On Friday, the grocery industry awakened to the unexpected news that Amazon was buying Whole Foods in a deal valued at $13.4 billion.
Whole Foods, an eco-minded and health-conscious supermarket chain that focuses on natural and organic products, opened its first store in Austin, Texas, in 1980. It now has nearly 500 stores in North America and the U.K. Despite the merger, Amazon says Whole Foods will continue to operate under their own brand and will continue to source products “from trusted vendors and partners around the world.” John Mackey, the co-founder of Whole Foods and its current CEO, will remain in his role. The chain’s headquarters will also remain in Austin instead of being relocated to Seattle, Washington, where Amazon is based.
Jeff Bezos, the founder and CEO of Amazon, said, “Whole Foods Market has been satisfying, delighting and nourishing customers for nearly four decades. They’re doing an amazing job and we want that to continue.”
While the deal has been announced, it has not yet been approved. The approval, which has to be done by Whole Foods’ shareholders, is expected to be concluded in the latter part of 2017.
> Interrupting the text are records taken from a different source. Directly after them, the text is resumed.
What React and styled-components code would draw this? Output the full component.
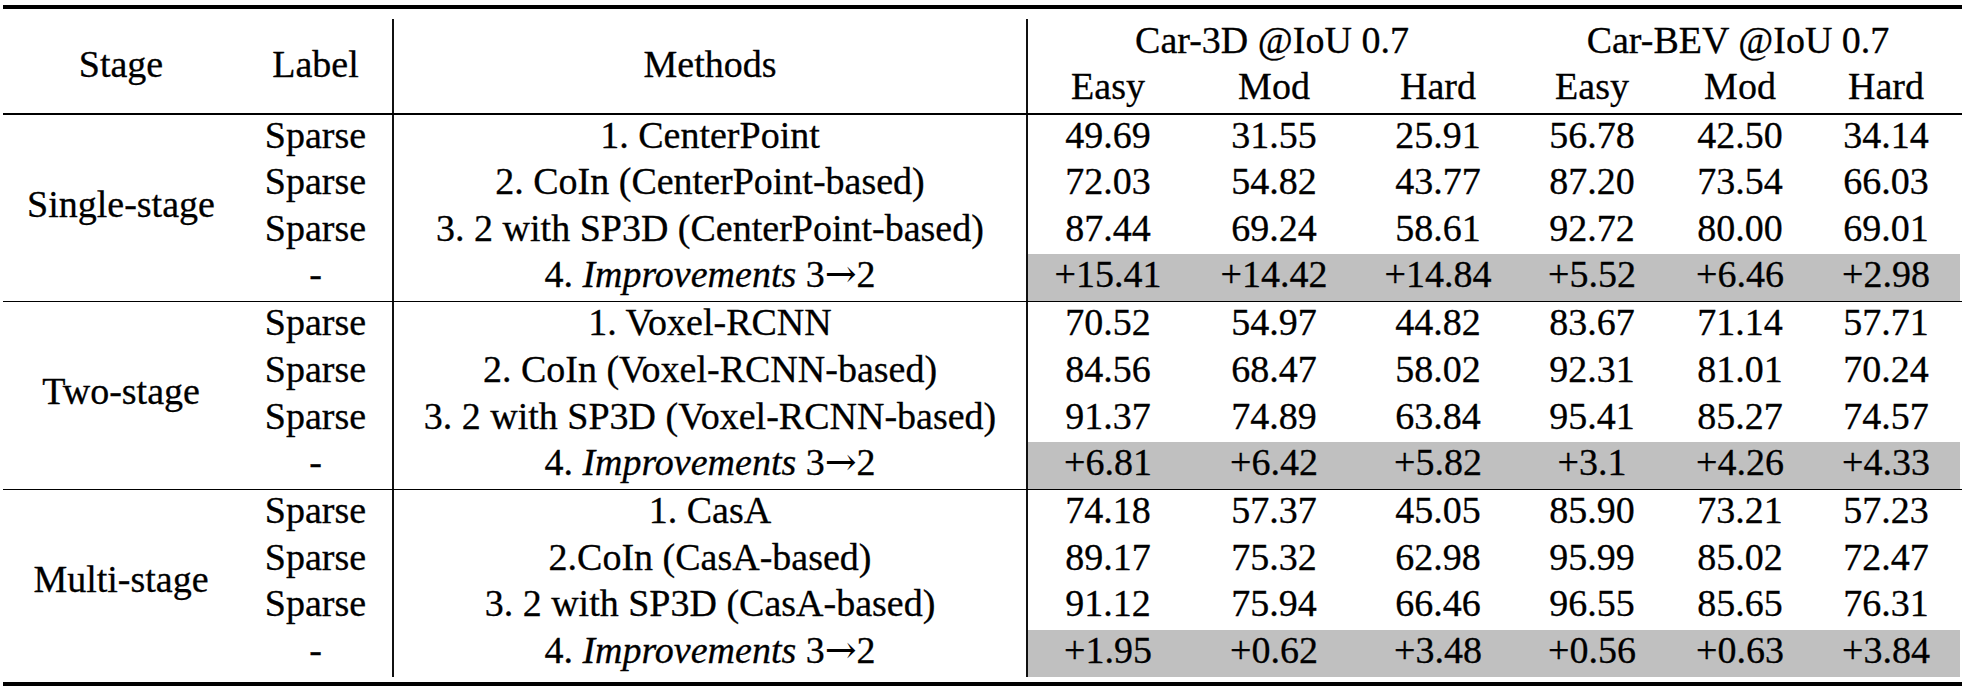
import React from "react";
import styled, { createGlobalStyle, css } from "styled-components";

const GlobalStyle = createGlobalStyle`
  html, body {
    margin: 0;
    padding: 0;
    background: #ffffff;
    color: #000000;
    font-family: "Liberation Serif", serif;
  }
`;

const serifText = css`
  font-family: "Liberation Serif", serif;
  font-size: 38px;
  color: #000000;
  -webkit-text-stroke: 0.3px #000000;
`;

const COLS = "236px 153px 634px 162px 172px 156px 152px 144px 148px";
const ROW_H = 46.6;

const Table = styled.div`
  width: 1957px;
  margin: 5px 0 0 3px;
  ${serifText}
`;

const Rule = styled.div`
  width: 1959px;
  background: #000000;
  height: ${(p) => p.$h}px;
  margin-top: ${(p) => p.$mt || 0}px;
  margin-bottom: ${(p) => p.$mb || 0}px;
`;

const HeaderGrid = styled.div`
  display: grid;
  grid-template-columns: ${COLS};
  grid-template-rows: 47px 47px;
`;

const divider = css`
  border-left: 2px solid #111111;
`;

const HeadCell = styled.div`
  ${serifText}
  box-sizing: border-box;
  text-align: center;
  white-space: nowrap;
  line-height: ${(p) => p.$lh || 42.3}px;
  ${(p) => p.$col && `grid-column: ${p.$col};`}
  ${(p) => p.$row && `grid-row: ${p.$row};`}
  ${(p) => p.$divider && divider}
  ${(p) =>
    p.$tall &&
    css`
      display: flex;
      align-items: center;
      justify-content: center;
      padding-bottom: 3px;
    `}
`;

const GroupGrid = styled.div`
  display: grid;
  grid-template-columns: ${COLS};
  grid-template-rows: repeat(4, ${ROW_H}px);
`;

const StageCell = styled.div`
  ${serifText}
  grid-column: 1;
  grid-row: 1 / span 4;
  display: flex;
  align-items: center;
  justify-content: center;
  padding-bottom: 8px;
  line-height: 42.3px;
  white-space: nowrap;
`;

const Cell = styled.div`
  ${serifText}
  box-sizing: border-box;
  text-align: center;
  white-space: nowrap;
  line-height: 41.5px;
  ${(p) => p.$divider && divider}
  ${(p) => p.$shade && `background: #c0c0c0;`}
`;

const Italic = styled.span`
  font-style: italic;
`;

const Arrow = styled.span`
  font-family: "DejaVu Serif", serif;
  font-size: 38px;
  line-height: 0;
  -webkit-text-stroke: 0;
`;

const groups = [
  {
    stage: "Single-stage",
    rows: [
      ["1. CenterPoint", ["49.69", "31.55", "25.91", "56.78", "42.50", "34.14"]],
      ["2. CoIn (CenterPoint-based)", ["72.03", "54.82", "43.77", "87.20", "73.54", "66.03"]],
      ["3. 2 with SP3D (CenterPoint-based)", ["87.44", "69.24", "58.61", "92.72", "80.00", "69.01"]],
      [null, ["+15.41", "+14.42", "+14.84", "+5.52", "+6.46", "+2.98"]],
    ],
  },
  {
    stage: "Two-stage",
    rows: [
      ["1. Voxel-RCNN", ["70.52", "54.97", "44.82", "83.67", "71.14", "57.71"]],
      ["2. CoIn (Voxel-RCNN-based)", ["84.56", "68.47", "58.02", "92.31", "81.01", "70.24"]],
      ["3. 2 with SP3D (Voxel-RCNN-based)", ["91.37", "74.89", "63.84", "95.41", "85.27", "74.57"]],
      [null, ["+6.81", "+6.42", "+5.82", "+3.1", "+4.26", "+4.33"]],
    ],
  },
  {
    stage: "Multi-stage",
    rows: [
      ["1. CasA", ["74.18", "57.37", "45.05", "85.90", "73.21", "57.23"]],
      ["2.CoIn (CasA-based)", ["89.17", "75.32", "62.98", "95.99", "85.02", "72.47"]],
      ["3. 2 with SP3D (CasA-based)", ["91.12", "75.94", "66.46", "96.55", "85.65", "76.31"]],
      [null, ["+1.95", "+0.62", "+3.48", "+0.56", "+0.63", "+3.84"]],
    ],
  },
];

function Improvement() {
  return (
    <>
      4. <Italic>Improvements</Italic> 3<Arrow>→</Arrow>2
    </>
  );
}

function Group({ group }) {
  return (
    <GroupGrid>
      <StageCell>{group.stage}</StageCell>
      {group.rows.map(([method, values], i) => {
        const isImp = method === null;
        return (
          <React.Fragment key={i}>
            <Cell>{isImp ? "-" : "Sparse"}</Cell>
            <Cell $divider>{isImp ? <Improvement /> : method}</Cell>
            {values.map((v, j) => (
              <Cell key={j} $divider={j === 0} $shade={isImp}>
                {v}
              </Cell>
            ))}
          </React.Fragment>
        );
      })}
    </GroupGrid>
  );
}

export default function App() {
  return (
    <>
      <GlobalStyle />
      <Table>
        <Rule $h={3.5} $mb={10.5} />
        <HeaderGrid>
          <HeadCell $col="1" $row="1 / span 2" $tall>Stage</HeadCell>
          <HeadCell $col="2" $row="1 / span 2" $tall>Label</HeadCell>
          <HeadCell $col="3" $row="1 / span 2" $tall $divider>Methods</HeadCell>
          <HeadCell $col="4 / span 3" $row="1" $divider>Car-3D @IoU 0.7</HeadCell>
          <HeadCell $col="7 / span 3" $row="1">Car-BEV @IoU 0.7</HeadCell>
          <HeadCell $col="4" $row="2" $divider $lh={40}>Easy</HeadCell>
          <HeadCell $col="5" $row="2" $lh={40}>Mod</HeadCell>
          <HeadCell $col="6" $row="2" $lh={40}>Hard</HeadCell>
          <HeadCell $col="7" $row="2" $lh={40}>Easy</HeadCell>
          <HeadCell $col="8" $row="2" $lh={40}>Mod</HeadCell>
          <HeadCell $col="9" $row="2" $lh={40}>Hard</HeadCell>
        </HeaderGrid>
        <Rule $h={1.5} />
        <Group group={groups[0]} />
        <Rule $h={1.5} />
        <Group group={groups[1]} />
        <Rule $h={1.5} />
        <Group group={groups[2]} />
        <Rule $h={4} $mt={5.5} />
      </Table>
    </>
  );
}
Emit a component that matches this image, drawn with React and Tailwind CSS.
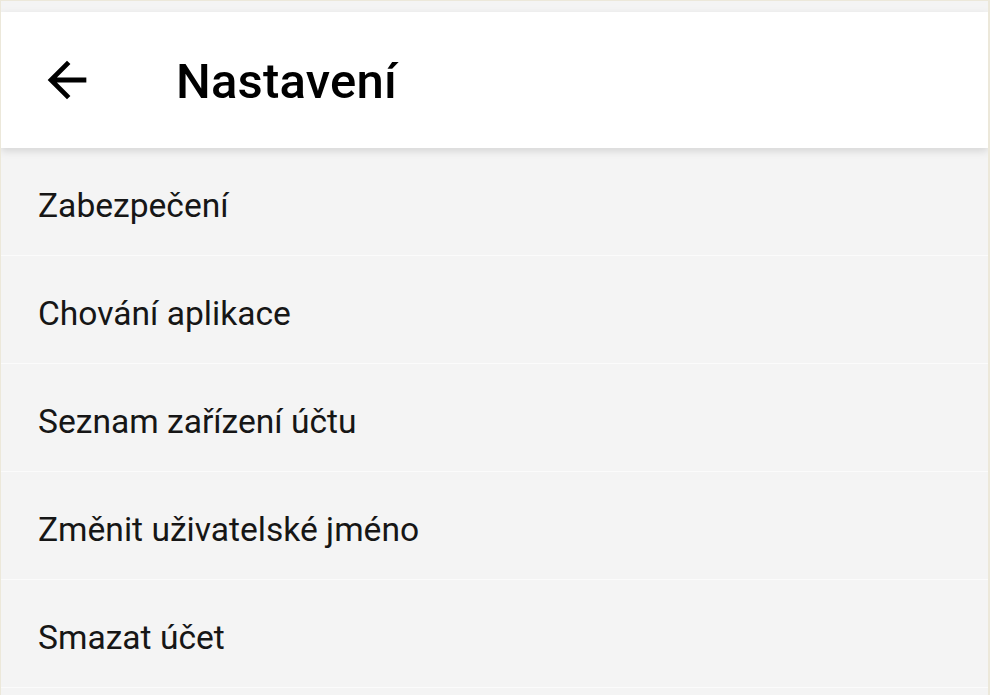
export default function App() {

  const items = [
    "Zabezpečení",
    "Chování aplikace",
    "Seznam zařízení účtu",
    "Změnit uživatelské jméno",
    "Smazat účet"
  ];

  return (

    <div
      className="h-[695px] w-[990px] overflow-hidden bg-[#f4f4f4] border-l border-t border-r-2 border-[#ece8da] pt-[11px]"
      style={{ fontFamily: "Roboto, 'Noto Sans', sans-serif" }}
    >

      {/* Toolbar */}

      <div className="relative z-10 h-[136px] bg-white flex items-center shadow-[0_3px_8px_rgba(0,0,0,0.13)]">

        <button className="w-[134px] h-full flex items-center pl-[38px]">
          <svg viewBox="0 0 24 24" className="w-[58px] h-[58px] -ml-[1px]">
            <path
              d="M20 11H7.83l5.59-5.59L12 4l-8 8 8 8 1.41-1.41L7.83 13H20v-2z"
              fill="#000"
            />
          </svg>
        </button>

        <h1 className="text-[49px] font-medium text-black leading-none ml-[41px] mt-[2px] tracking-[0.2px]">
          Nastavení
        </h1>

      </div>

      {/* Settings list */}

      <div className="flex flex-col">

        {items.map((item) => (

          <div
            key={item}
            className="h-[108px] shrink-0 flex items-center border-b border-[#fbfbfb] pl-[37px] pt-[9px]"
          >
            <span className="text-[33.6px] text-[#161616] leading-none">
              {item}
            </span>
          </div>

        ))}

      </div>

    </div>

  );

}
With its bid to buy Whole Foods, Amazon is probably looking to expand its reach into brick-and-mortar retail, a sector it has been experimenting in lately with Amazon Go, Fresh Pickup, and in-person bookstore locations in select states. With Whole Foods, Amazon now has access to hundreds of upscale, prime-location distribution nodes for almost everything it needs. It is unclear, however, whether Amazon will include Whole Foods in its same-day delivery and drone service plans.